In 2014, the project was halted because an EPA study found that it would cause “complete loss of fish habitat due to elimination, dewatering, and fragmentation of streams, wetlands, and other aquatic resources” in some areas of Bristol Bay. The agency invoked a rarely used provision of the Clean Water Act that works like a veto, effectively banning mining on the site.

“If that mine gets put in, it would … completely devastate our region,” Gayla Hoseth, second chief of the Curyung Tribal Council and a Bristol Bay Native Association director, told CNN. “It would not only kill our resources, but it would kill us culturally.”

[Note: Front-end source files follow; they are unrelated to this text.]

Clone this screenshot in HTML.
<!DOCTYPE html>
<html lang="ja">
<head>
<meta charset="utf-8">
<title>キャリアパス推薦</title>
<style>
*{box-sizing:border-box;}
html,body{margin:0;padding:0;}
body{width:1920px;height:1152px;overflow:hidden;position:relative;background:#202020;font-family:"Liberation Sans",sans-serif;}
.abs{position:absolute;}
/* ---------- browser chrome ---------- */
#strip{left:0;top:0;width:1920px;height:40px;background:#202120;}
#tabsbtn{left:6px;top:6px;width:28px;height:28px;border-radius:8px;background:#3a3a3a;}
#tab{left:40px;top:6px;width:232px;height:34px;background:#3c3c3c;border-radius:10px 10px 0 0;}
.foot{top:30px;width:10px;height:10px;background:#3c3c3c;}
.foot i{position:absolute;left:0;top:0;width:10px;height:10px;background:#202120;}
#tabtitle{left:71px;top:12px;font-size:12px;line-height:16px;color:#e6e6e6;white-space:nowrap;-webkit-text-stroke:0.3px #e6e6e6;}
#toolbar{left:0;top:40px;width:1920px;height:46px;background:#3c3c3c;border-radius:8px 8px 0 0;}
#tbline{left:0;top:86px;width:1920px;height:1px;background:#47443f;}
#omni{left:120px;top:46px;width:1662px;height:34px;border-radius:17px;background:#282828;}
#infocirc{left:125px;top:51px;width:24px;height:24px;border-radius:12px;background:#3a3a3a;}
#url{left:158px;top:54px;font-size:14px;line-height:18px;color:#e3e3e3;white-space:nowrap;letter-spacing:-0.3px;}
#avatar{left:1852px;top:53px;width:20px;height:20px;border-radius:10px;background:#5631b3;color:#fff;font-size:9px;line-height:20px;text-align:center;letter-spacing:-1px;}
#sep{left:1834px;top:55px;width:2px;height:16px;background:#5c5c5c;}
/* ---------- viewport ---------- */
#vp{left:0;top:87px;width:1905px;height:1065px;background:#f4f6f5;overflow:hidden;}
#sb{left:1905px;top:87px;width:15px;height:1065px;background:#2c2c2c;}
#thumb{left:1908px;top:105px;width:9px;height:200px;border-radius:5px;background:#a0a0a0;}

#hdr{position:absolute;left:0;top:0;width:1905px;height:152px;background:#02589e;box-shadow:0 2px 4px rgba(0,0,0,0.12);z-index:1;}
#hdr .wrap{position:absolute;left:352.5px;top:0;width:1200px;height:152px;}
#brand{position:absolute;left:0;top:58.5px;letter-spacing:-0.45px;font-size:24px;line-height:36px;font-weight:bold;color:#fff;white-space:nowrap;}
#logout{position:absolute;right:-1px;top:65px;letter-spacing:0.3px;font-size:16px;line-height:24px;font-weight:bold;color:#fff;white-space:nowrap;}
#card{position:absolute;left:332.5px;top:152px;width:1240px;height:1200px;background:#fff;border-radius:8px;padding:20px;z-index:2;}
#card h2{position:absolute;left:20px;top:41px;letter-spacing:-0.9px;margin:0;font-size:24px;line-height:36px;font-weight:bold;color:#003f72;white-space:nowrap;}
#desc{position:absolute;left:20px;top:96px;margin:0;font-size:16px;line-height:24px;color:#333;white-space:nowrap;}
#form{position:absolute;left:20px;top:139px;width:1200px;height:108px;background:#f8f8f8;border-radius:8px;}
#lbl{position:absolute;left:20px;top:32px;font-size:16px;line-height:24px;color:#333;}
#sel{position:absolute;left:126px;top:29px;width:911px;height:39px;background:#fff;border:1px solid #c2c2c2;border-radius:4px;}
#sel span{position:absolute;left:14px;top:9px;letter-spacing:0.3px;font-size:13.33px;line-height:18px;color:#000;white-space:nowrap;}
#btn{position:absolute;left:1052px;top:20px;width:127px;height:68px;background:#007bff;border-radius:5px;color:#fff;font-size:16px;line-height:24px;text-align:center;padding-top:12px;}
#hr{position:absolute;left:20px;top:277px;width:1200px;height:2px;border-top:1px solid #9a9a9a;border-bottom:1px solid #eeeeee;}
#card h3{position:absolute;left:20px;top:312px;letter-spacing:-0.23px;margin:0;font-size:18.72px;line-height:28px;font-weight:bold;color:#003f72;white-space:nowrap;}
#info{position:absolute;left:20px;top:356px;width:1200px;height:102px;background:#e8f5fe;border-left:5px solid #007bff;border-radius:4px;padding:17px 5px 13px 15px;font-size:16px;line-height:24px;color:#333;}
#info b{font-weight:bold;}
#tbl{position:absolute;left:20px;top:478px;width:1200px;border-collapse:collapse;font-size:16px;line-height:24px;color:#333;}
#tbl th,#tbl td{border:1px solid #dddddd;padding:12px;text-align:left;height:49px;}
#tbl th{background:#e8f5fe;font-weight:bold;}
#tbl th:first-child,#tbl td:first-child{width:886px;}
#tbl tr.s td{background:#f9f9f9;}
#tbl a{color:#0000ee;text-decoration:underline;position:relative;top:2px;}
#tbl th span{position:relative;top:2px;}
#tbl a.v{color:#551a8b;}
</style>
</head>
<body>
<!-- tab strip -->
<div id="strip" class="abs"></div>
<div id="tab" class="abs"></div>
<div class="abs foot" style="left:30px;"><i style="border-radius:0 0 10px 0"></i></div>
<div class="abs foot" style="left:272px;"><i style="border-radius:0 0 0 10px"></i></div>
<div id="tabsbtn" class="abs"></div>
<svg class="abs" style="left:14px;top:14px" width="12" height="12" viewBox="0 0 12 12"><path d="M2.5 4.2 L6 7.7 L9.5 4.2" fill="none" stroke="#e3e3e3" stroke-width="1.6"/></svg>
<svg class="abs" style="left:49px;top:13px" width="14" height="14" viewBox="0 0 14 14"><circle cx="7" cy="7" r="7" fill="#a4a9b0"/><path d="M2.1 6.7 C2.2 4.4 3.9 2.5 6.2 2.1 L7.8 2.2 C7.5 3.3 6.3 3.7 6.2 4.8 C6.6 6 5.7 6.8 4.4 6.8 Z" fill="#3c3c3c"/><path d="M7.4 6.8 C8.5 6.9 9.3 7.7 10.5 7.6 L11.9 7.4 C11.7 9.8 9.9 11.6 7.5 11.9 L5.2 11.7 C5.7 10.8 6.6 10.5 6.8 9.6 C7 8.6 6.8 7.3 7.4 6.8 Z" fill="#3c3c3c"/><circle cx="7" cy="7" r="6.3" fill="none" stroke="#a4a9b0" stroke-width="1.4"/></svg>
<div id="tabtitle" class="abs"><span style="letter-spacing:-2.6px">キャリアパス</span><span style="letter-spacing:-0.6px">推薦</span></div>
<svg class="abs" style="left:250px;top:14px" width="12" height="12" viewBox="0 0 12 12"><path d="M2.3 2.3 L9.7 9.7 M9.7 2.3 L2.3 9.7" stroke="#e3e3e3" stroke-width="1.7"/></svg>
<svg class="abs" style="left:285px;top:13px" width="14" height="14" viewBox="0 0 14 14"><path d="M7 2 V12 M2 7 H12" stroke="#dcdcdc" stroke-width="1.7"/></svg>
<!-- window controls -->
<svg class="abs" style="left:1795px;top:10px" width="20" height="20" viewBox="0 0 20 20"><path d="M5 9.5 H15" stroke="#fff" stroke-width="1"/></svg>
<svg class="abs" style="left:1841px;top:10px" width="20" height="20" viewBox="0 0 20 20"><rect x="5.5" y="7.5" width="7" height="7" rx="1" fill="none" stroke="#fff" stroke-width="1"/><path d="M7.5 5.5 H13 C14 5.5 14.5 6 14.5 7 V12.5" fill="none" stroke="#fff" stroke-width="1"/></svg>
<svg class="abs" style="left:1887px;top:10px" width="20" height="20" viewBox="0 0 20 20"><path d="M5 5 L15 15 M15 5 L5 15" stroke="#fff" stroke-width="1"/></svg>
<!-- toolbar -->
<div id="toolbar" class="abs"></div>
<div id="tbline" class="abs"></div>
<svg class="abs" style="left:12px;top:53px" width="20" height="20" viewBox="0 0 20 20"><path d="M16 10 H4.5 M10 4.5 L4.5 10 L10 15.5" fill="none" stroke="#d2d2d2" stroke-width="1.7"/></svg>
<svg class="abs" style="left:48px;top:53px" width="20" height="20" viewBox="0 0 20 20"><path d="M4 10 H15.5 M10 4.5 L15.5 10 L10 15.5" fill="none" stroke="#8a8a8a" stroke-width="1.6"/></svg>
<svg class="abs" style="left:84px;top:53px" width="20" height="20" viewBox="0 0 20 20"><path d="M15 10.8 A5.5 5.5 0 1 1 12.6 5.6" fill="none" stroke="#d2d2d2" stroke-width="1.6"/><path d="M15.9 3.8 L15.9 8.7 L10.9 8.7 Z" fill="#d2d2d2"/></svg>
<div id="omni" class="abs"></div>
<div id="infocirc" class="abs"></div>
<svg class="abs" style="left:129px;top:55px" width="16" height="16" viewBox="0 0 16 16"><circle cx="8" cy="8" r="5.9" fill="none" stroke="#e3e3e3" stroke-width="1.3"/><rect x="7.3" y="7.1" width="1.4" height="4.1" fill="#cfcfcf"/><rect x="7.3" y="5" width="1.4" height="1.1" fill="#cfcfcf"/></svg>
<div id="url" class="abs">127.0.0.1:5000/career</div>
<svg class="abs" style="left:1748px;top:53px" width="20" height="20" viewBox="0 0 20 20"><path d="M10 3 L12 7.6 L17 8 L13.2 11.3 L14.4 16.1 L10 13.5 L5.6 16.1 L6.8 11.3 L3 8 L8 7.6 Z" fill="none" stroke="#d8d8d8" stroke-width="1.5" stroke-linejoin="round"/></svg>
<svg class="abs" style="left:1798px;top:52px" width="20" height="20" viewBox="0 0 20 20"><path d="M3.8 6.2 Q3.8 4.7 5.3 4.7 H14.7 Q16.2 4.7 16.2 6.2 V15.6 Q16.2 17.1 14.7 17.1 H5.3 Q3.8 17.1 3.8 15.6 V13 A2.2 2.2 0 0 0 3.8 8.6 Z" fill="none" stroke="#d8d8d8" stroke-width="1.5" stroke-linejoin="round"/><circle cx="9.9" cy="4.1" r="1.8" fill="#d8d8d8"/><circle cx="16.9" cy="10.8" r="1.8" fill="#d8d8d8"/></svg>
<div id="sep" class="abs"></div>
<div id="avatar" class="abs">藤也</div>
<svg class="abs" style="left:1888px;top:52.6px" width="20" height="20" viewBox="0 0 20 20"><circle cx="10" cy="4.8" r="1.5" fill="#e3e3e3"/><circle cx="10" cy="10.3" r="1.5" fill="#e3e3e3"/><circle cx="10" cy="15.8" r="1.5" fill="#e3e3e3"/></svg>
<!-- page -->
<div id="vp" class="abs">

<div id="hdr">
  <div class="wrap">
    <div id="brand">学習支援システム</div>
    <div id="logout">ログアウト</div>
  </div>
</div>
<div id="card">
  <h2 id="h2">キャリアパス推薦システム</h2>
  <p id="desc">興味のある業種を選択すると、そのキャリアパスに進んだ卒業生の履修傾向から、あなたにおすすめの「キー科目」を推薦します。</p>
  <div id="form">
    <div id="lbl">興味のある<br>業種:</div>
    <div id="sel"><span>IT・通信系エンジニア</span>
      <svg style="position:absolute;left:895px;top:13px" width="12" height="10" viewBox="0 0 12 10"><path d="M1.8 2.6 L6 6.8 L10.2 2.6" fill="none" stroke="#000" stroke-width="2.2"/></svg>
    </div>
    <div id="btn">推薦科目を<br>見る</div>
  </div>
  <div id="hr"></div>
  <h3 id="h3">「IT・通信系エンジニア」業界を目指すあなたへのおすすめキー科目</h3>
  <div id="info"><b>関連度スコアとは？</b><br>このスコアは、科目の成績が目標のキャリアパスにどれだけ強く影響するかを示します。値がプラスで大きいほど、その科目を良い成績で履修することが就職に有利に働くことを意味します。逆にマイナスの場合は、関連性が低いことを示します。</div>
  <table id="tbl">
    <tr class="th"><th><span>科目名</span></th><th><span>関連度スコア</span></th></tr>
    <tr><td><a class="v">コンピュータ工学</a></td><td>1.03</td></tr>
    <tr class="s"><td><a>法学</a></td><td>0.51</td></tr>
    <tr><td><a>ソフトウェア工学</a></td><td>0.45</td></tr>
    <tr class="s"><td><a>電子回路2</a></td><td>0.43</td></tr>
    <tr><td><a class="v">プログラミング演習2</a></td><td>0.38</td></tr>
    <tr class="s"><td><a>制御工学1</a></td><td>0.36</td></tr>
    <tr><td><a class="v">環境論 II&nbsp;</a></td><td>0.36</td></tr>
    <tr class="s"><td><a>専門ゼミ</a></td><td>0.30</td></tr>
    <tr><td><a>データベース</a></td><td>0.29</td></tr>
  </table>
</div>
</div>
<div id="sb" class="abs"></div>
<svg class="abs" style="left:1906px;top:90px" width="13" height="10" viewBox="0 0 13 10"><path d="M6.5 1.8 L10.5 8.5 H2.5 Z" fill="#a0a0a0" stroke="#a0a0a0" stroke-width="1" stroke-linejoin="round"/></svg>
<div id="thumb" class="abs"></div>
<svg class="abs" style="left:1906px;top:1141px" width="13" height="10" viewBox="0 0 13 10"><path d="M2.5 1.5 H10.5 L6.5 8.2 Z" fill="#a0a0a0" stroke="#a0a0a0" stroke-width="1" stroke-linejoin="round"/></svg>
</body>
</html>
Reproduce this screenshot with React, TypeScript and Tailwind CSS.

When the internal announcement was made by Trump political appointees that the agency was dropping its opposition, which came one day after the Trump-Dunleavy meeting, sources told CNN it came as a “total shock” to some of the top EPA scientists who were planning to oppose the project on environmental grounds. Sources for the story, the news outlet noted, “asked to remain anonymous for fear of retribution.”

According to CNN:

Four EPA sources with knowledge of the decision told CNN that senior agency officials in Washington summoned scientists and other staffers to an internal videoconference on June 27, the day after the Trump-Dunleavy meeting, to inform them of the agency’s reversal. The details of that meeting are not on any official EPA calendar and have not previously been reported.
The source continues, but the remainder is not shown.